### [Given data]
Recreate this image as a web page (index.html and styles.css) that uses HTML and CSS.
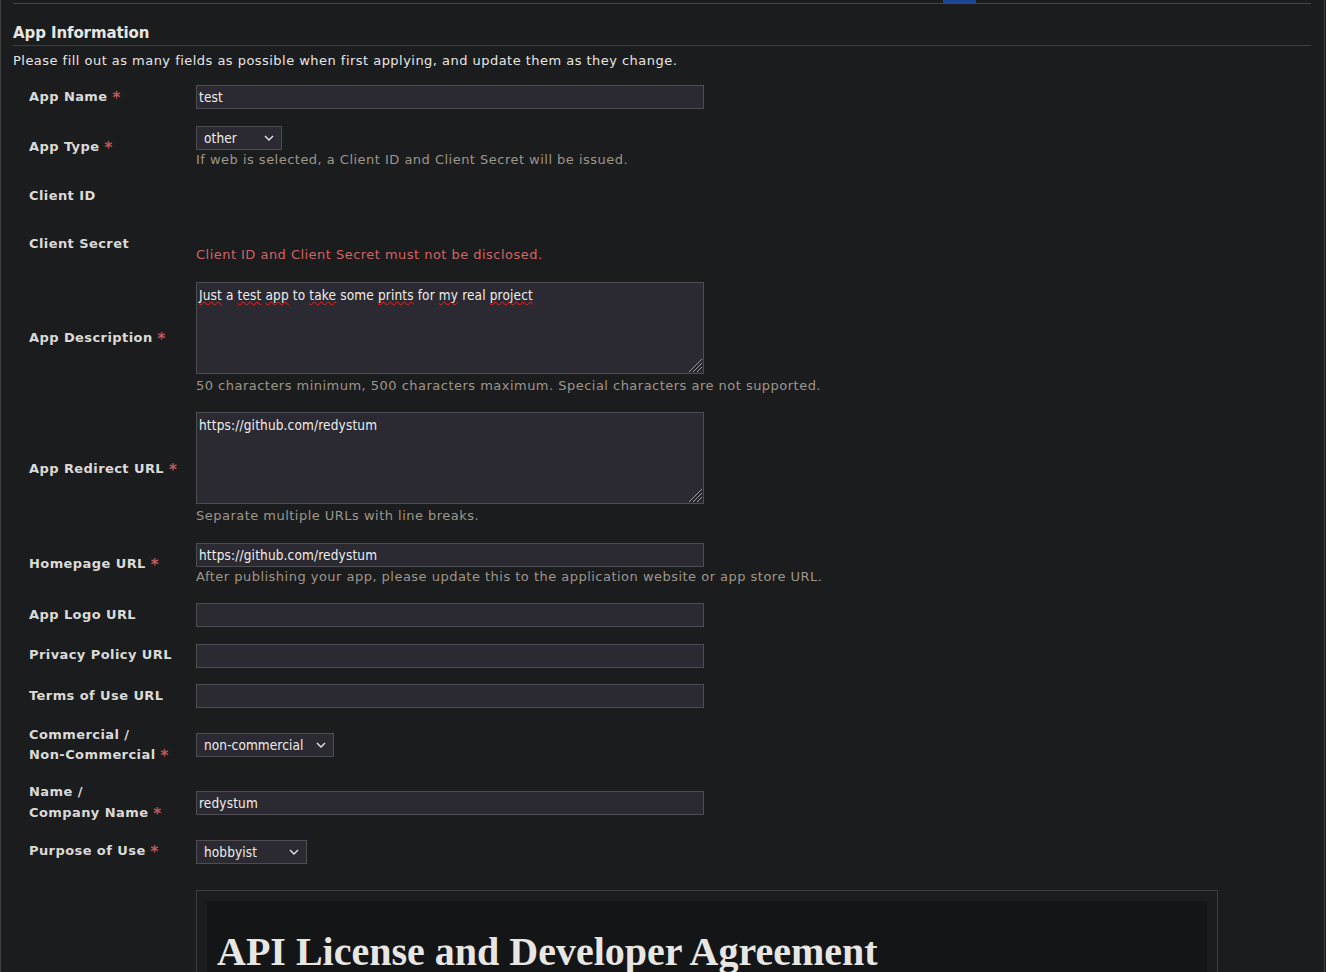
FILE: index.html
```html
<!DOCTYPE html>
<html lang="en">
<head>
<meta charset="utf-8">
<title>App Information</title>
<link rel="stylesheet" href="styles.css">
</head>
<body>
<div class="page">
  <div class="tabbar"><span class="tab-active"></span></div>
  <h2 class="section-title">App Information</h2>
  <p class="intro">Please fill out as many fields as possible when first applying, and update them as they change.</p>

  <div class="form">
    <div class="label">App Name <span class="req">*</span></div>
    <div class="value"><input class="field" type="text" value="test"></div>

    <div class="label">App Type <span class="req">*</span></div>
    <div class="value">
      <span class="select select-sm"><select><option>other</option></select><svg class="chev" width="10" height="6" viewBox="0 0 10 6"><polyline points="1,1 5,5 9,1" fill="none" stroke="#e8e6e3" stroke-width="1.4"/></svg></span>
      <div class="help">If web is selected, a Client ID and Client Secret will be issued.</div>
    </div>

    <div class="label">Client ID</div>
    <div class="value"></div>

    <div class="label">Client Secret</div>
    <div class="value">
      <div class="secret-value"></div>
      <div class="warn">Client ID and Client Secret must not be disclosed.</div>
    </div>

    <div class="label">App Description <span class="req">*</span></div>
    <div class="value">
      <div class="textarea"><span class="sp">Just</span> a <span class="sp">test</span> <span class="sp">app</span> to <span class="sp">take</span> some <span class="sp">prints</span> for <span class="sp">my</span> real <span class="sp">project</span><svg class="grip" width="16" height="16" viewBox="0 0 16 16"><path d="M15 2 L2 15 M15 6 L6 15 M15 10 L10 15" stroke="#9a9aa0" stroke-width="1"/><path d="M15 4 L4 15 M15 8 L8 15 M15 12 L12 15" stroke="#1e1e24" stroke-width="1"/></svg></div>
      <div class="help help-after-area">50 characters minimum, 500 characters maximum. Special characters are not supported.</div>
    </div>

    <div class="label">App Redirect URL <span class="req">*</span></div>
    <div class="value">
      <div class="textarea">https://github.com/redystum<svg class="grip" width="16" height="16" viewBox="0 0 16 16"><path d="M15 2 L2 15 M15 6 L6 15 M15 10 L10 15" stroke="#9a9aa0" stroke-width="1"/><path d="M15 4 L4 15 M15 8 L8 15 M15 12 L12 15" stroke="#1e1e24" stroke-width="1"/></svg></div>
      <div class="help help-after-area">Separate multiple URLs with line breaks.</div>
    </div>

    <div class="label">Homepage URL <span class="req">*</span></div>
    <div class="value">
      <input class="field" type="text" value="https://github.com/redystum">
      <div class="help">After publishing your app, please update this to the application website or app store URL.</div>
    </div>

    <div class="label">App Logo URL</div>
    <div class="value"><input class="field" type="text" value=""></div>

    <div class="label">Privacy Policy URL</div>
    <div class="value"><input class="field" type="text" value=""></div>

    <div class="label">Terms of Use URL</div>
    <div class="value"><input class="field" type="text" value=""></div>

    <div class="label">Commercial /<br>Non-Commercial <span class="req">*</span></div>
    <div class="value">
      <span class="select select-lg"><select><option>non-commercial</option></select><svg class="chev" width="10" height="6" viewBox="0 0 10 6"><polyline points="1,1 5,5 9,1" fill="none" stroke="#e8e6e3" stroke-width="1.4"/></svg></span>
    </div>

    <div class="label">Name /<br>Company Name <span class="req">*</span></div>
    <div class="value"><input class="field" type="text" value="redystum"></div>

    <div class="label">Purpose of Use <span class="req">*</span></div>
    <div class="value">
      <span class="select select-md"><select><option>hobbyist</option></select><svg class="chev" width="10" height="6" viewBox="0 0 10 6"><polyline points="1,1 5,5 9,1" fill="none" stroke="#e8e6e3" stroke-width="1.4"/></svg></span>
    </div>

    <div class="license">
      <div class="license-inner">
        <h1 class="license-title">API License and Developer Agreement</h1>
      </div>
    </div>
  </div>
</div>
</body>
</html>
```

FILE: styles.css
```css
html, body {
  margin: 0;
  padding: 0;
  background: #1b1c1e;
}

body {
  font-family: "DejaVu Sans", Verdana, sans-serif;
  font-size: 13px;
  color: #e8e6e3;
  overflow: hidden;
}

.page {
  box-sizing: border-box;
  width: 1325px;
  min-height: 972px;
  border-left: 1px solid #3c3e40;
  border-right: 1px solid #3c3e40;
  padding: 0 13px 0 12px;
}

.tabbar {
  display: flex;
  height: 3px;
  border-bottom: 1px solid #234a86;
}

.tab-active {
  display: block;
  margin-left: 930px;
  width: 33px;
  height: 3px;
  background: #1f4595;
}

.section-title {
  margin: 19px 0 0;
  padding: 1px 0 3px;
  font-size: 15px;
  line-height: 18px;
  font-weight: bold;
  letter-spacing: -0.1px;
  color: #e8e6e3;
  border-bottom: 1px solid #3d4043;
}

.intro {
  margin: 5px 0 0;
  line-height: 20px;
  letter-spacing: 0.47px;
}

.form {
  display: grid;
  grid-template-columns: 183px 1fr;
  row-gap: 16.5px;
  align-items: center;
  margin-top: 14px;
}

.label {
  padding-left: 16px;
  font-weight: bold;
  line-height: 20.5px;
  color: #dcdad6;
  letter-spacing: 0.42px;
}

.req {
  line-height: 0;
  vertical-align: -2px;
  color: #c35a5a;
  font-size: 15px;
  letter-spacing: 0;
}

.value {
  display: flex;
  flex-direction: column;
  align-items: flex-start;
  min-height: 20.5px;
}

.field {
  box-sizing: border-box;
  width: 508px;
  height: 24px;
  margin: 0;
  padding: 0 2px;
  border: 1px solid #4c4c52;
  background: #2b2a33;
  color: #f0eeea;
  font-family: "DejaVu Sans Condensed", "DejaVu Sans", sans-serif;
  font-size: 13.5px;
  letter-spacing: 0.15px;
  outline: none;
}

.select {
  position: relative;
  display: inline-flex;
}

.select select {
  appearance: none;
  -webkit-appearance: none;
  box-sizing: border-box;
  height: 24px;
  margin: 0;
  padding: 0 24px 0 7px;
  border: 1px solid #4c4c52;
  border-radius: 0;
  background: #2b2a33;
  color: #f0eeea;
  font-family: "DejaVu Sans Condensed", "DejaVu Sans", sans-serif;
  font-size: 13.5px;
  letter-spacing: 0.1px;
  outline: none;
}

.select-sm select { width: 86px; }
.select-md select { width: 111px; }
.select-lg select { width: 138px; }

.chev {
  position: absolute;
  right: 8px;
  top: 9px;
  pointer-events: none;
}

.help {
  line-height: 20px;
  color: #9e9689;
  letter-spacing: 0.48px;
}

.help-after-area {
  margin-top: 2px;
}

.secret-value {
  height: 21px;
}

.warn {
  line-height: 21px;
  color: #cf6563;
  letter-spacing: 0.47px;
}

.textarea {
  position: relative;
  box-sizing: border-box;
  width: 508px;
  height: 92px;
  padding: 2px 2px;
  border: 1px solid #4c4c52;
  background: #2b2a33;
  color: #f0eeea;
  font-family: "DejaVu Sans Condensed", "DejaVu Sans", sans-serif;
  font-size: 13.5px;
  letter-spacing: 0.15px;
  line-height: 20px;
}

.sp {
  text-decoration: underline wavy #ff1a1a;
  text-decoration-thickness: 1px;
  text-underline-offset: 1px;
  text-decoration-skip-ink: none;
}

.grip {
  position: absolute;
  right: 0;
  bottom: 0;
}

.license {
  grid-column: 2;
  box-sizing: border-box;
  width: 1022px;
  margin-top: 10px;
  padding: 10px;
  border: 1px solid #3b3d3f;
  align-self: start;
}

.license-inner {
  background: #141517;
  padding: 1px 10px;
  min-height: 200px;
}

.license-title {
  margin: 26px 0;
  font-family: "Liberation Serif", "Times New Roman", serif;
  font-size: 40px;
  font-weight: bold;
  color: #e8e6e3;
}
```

### [Exercise directions]
Take the data above and repeat it exactly, leaving each picture out.

### [Expected answer]
Recreate this image as a web page (index.html and styles.css) that uses HTML and CSS.
FILE: index.html
```html
<!DOCTYPE html>
<html lang="en">
<head>
<meta charset="utf-8">
<title>App Information</title>
<link rel="stylesheet" href="styles.css">
</head>
<body>
<div class="page">
  <div class="tabbar"><span class="tab-active"></span></div>
  <h2 class="section-title">App Information</h2>
  <p class="intro">Please fill out as many fields as possible when first applying, and update them as they change.</p>

  <div class="form">
    <div class="label">App Name <span class="req">*</span></div>
    <div class="value"><input class="field" type="text" value="test"></div>

    <div class="label">App Type <span class="req">*</span></div>
    <div class="value">
      <span class="select select-sm"><select><option>other</option></select><svg class="chev" width="10" height="6" viewBox="0 0 10 6"><polyline points="1,1 5,5 9,1" fill="none" stroke="#e8e6e3" stroke-width="1.4"/></svg></span>
      <div class="help">If web is selected, a Client ID and Client Secret will be issued.</div>
    </div>

    <div class="label">Client ID</div>
    <div class="value"></div>

    <div class="label">Client Secret</div>
    <div class="value">
      <div class="secret-value"></div>
      <div class="warn">Client ID and Client Secret must not be disclosed.</div>
    </div>

    <div class="label">App Description <span class="req">*</span></div>
    <div class="value">
      <div class="textarea"><span class="sp">Just</span> a <span class="sp">test</span> <span class="sp">app</span> to <span class="sp">take</span> some <span class="sp">prints</span> for <span class="sp">my</span> real <span class="sp">project</span><svg class="grip" width="16" height="16" viewBox="0 0 16 16"><path d="M15 2 L2 15 M15 6 L6 15 M15 10 L10 15" stroke="#9a9aa0" stroke-width="1"/><path d="M15 4 L4 15 M15 8 L8 15 M15 12 L12 15" stroke="#1e1e24" stroke-width="1"/></svg></div>
      <div class="help help-after-area">50 characters minimum, 500 characters maximum. Special characters are not supported.</div>
    </div>

    <div class="label">App Redirect URL <span class="req">*</span></div>
    <div class="value">
      <div class="textarea">https://github.com/redystum<svg class="grip" width="16" height="16" viewBox="0 0 16 16"><path d="M15 2 L2 15 M15 6 L6 15 M15 10 L10 15" stroke="#9a9aa0" stroke-width="1"/><path d="M15 4 L4 15 M15 8 L8 15 M15 12 L12 15" stroke="#1e1e24" stroke-width="1"/></svg></div>
      <div class="help help-after-area">Separate multiple URLs with line breaks.</div>
    </div>

    <div class="label">Homepage URL <span class="req">*</span></div>
    <div class="value">
      <input class="field" type="text" value="https://github.com/redystum">
      <div class="help">After publishing your app, please update this to the application website or app store URL.</div>
    </div>

    <div class="label">App Logo URL</div>
    <div class="value"><input class="field" type="text" value=""></div>

    <div class="label">Privacy Policy URL</div>
    <div class="value"><input class="field" type="text" value=""></div>

    <div class="label">Terms of Use URL</div>
    <div class="value"><input class="field" type="text" value=""></div>

    <div class="label">Commercial /<br>Non-Commercial <span class="req">*</span></div>
    <div class="value">
      <span class="select select-lg"><select><option>non-commercial</option></select><svg class="chev" width="10" height="6" viewBox="0 0 10 6"><polyline points="1,1 5,5 9,1" fill="none" stroke="#e8e6e3" stroke-width="1.4"/></svg></span>
    </div>

    <div class="label">Name /<br>Company Name <span class="req">*</span></div>
    <div class="value"><input class="field" type="text" value="redystum"></div>

    <div class="label">Purpose of Use <span class="req">*</span></div>
    <div class="value">
      <span class="select select-md"><select><option>hobbyist</option></select><svg class="chev" width="10" height="6" viewBox="0 0 10 6"><polyline points="1,1 5,5 9,1" fill="none" stroke="#e8e6e3" stroke-width="1.4"/></svg></span>
    </div>

    <div class="license">
      <div class="license-inner">
        <h1 class="license-title">API License and Developer Agreement</h1>
      </div>
    </div>
  </div>
</div>
</body>
</html>
```

FILE: styles.css
```css
html, body {
  margin: 0;
  padding: 0;
  background: #1b1c1e;
}

body {
  font-family: "DejaVu Sans", Verdana, sans-serif;
  font-size: 13px;
  color: #e8e6e3;
  overflow: hidden;
}

.page {
  box-sizing: border-box;
  width: 1325px;
  min-height: 972px;
  border-left: 1px solid #3c3e40;
  border-right: 1px solid #3c3e40;
  padding: 0 13px 0 12px;
}

.tabbar {
  display: flex;
  height: 3px;
  border-bottom: 1px solid #234a86;
}

.tab-active {
  display: block;
  margin-left: 930px;
  width: 33px;
  height: 3px;
  background: #1f4595;
}

.section-title {
  margin: 19px 0 0;
  padding: 1px 0 3px;
  font-size: 15px;
  line-height: 18px;
  font-weight: bold;
  letter-spacing: -0.1px;
  color: #e8e6e3;
  border-bottom: 1px solid #3d4043;
}

.intro {
  margin: 5px 0 0;
  line-height: 20px;
  letter-spacing: 0.47px;
}

.form {
  display: grid;
  grid-template-columns: 183px 1fr;
  row-gap: 16.5px;
  align-items: center;
  margin-top: 14px;
}

.label {
  padding-left: 16px;
  font-weight: bold;
  line-height: 20.5px;
  color: #dcdad6;
  letter-spacing: 0.42px;
}

.req {
  line-height: 0;
  vertical-align: -2px;
  color: #c35a5a;
  font-size: 15px;
  letter-spacing: 0;
}

.value {
  display: flex;
  flex-direction: column;
  align-items: flex-start;
  min-height: 20.5px;
}

.field {
  box-sizing: border-box;
  width: 508px;
  height: 24px;
  margin: 0;
  padding: 0 2px;
  border: 1px solid #4c4c52;
  background: #2b2a33;
  color: #f0eeea;
  font-family: "DejaVu Sans Condensed", "DejaVu Sans", sans-serif;
  font-size: 13.5px;
  letter-spacing: 0.15px;
  outline: none;
}

.select {
  position: relative;
  display: inline-flex;
}

.select select {
  appearance: none;
  -webkit-appearance: none;
  box-sizing: border-box;
  height: 24px;
  margin: 0;
  padding: 0 24px 0 7px;
  border: 1px solid #4c4c52;
  border-radius: 0;
  background: #2b2a33;
  color: #f0eeea;
  font-family: "DejaVu Sans Condensed", "DejaVu Sans", sans-serif;
  font-size: 13.5px;
  letter-spacing: 0.1px;
  outline: none;
}

.select-sm select { width: 86px; }
.select-md select { width: 111px; }
.select-lg select { width: 138px; }

.chev {
  position: absolute;
  right: 8px;
  top: 9px;
  pointer-events: none;
}

.help {
  line-height: 20px;
  color: #9e9689;
  letter-spacing: 0.48px;
}

.help-after-area {
  margin-top: 2px;
}

.secret-value {
  height: 21px;
}

.warn {
  line-height: 21px;
  color: #cf6563;
  letter-spacing: 0.47px;
}

.textarea {
  position: relative;
  box-sizing: border-box;
  width: 508px;
  height: 92px;
  padding: 2px 2px;
  border: 1px solid #4c4c52;
  background: #2b2a33;
  color: #f0eeea;
  font-family: "DejaVu Sans Condensed", "DejaVu Sans", sans-serif;
  font-size: 13.5px;
  letter-spacing: 0.15px;
  line-height: 20px;
}

.sp {
  text-decoration: underline wavy #ff1a1a;
  text-decoration-thickness: 1px;
  text-underline-offset: 1px;
  text-decoration-skip-ink: none;
}

.grip {
  position: absolute;
  right: 0;
  bottom: 0;
}

.license {
  grid-column: 2;
  box-sizing: border-box;
  width: 1022px;
  margin-top: 10px;
  padding: 10px;
  border: 1px solid #3b3d3f;
  align-self: start;
}

.license-inner {
  background: #141517;
  padding: 1px 10px;
  min-height: 200px;
}

.license-title {
  margin: 26px 0;
  font-family: "Liberation Serif", "Times New Roman", serif;
  font-size: 40px;
  font-weight: bold;
  color: #e8e6e3;
}
```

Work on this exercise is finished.